You can specify as many repositories as you want and remove one at any time (just erase the text in that box). However, a word of warning: do NOT attempt to analyze unrelated repositories in the same configuration. First of all it’s a breach of the license agreement. Worse, you won’t get useful results since many of the basic metrics, like Hotspots, are relative metrics.

Measure Temporal Coupling across Multiple Repositories

The normal temporal coupling metric considers two files coupled if they tend to change in the same commits. This won’t work if your codebase is split across multiple repositories. Instead, you want to aggregate individual commits into logical commits. Empear Enterprise supports two different mechanisms for that:

  1. Temporal Coupling by Author and Time: When you specify this option, the tool will consider all commits by the same author on the same day as a single, logical commit. This option is a heuristic that works well in the absence of a Ticket ID in your data.
  2. Temporal Coupling by a custom Ticket ID: This option uses an identifier in your commit headers. All commits that refer to the same identifier will be considered one, logical commit.

Option 2 - Temporal Coupling by a custom Ticket ID - is the preferred method. It requires you to specify a pattern used to extract the Ticket ID from the commit message:

Configure a pattern to extract a Ticket ID

Fig. 39 Configure a pattern to extract a Ticket ID.

The example pattern in the screenshot about will extract all identifiers that 1) start with the text ‘ISSUE-‘ followed by 2) at least one digit. For example, the commit message ‘ISSUE-42’ will result in the Ticket ID ‘42’.

Note that Empear Enterprise will still calculate normal temporal coupling on a single commit basis. You want that in order to spot unexpected dependencies between files in the same repository. The temporal coupling results for the logical commits discussed above are presented in a separate analysis view.

Exclude Files from an Analysis

An analysis will include all textual content in your repository. That means: you get an analysis of your build scripts, resource files, configuration files, test data, etc. While it’s a good practice to run an analysis of all content every now and then, there’s also the risk that you get too much noise in the analysis results. For example, you typicall want to exclude auto generated content.

The Exclude Files option lets you specify a set of file extensions that will be excluded from your analysis:

Exclude specific types of files

Fig. 40 Exclude specific types of files.

Empear Enterprise comes with a set of pre-defined exclusion patterns that should match the most common cases. You’re free to extend this set if you have additional file types that you want to exclude. Just remember to use a semi-colon (;) to separate each file extension you want to exclude.

Exclude Content from an Analysis

You just learned how you can exclude certain types of files, no matter where they are located in the your codebase. But sometimes you want to be more specific in what you exclude. Here’s how you do that.

The default behavior of an analysis is to include all content of your repository. But sometimes you’d like to exclude a particular file or, more often, a complete folder. For example, let’s say that you check-in third party code in your repository.
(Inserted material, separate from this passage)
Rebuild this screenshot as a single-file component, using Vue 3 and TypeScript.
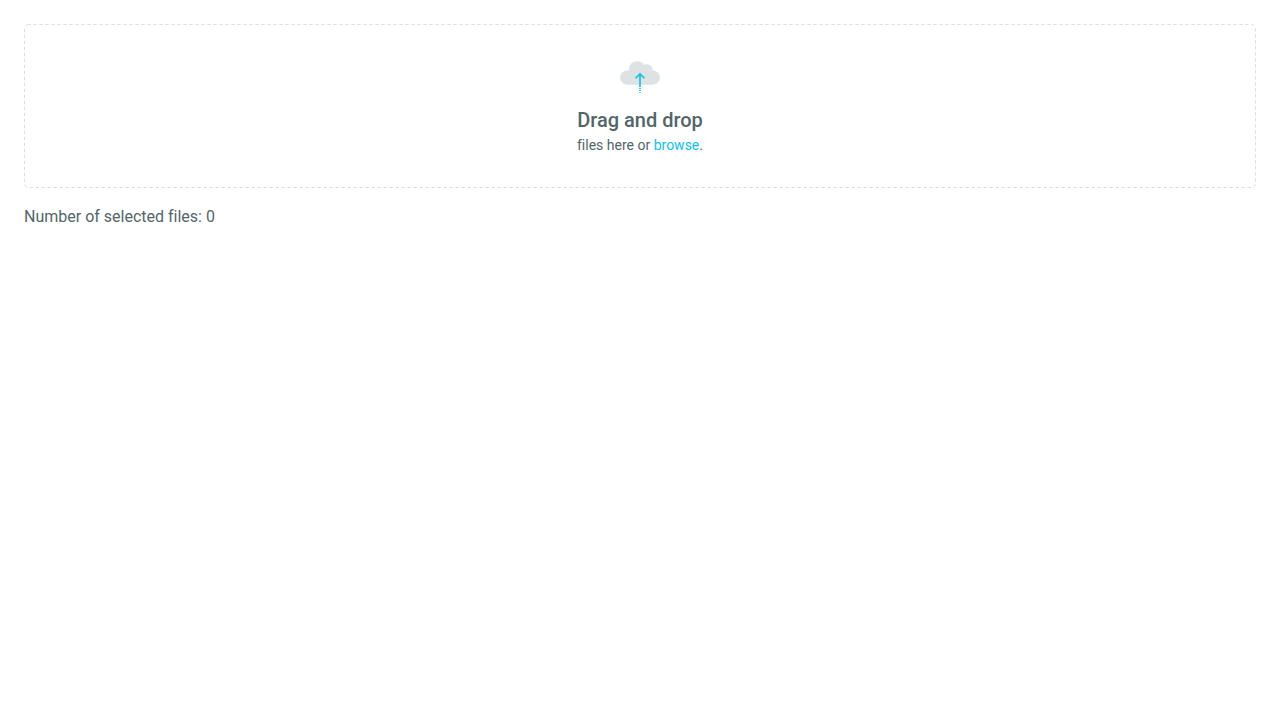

You don’t want that code to obscure potential analysis findings in your own code.

You specify a glob pattern to Exclude Content from the analysis:

Patterns to exclude content

Fig. 41 Patterns to exclude content.

The example above will exclude all content under the external folder and the file samples.txt from the generator folder.

Note: You need to specify your exclusion paths using UNIX style path names. That is, use forward slashes as separators. Also note that the paths have to start with the name of your repository root. That is, if your Git repository is located in a folder named backend, as in the example above, you have to pre-prend that folder name to all your exclusion patterns. The reason for that is due to Empear’s support for multiple repositories where you have to be explicit about what repository you exclude things from.

Visualization Options

Empear Enterprise is capable of analyzing large codebases consisting of millions lines of code. However, the web browser you use to view the results isn’t always that performant. In particular, if you have a repository with several thousands of files, the Hotspot and Knowledge visualizations will become slow and painful to navigate.

If you experience that problem, consider to increase the thresholds in the Visualization Options:

Exclude small files from a visualization

Fig. 42 Exclude small files from a visualization.

The first option simply excludes files smaller than your specified size from the visualizations. The second option excludes files that haven’t changed more often than the threshold you enter.

The rationale is that in a system of several thousand files, the small ones (1-100 Lines of Code) are probably not the most interesting ones. Thus, these should be safe to exclude.

Note that the visualization algoritm performs some checks to ensure that a hotspot, no matter how small, is included anyway so that you don’t miss some important result. Also note that the exclusion only applies to the visualization - the code is still included in the analysis.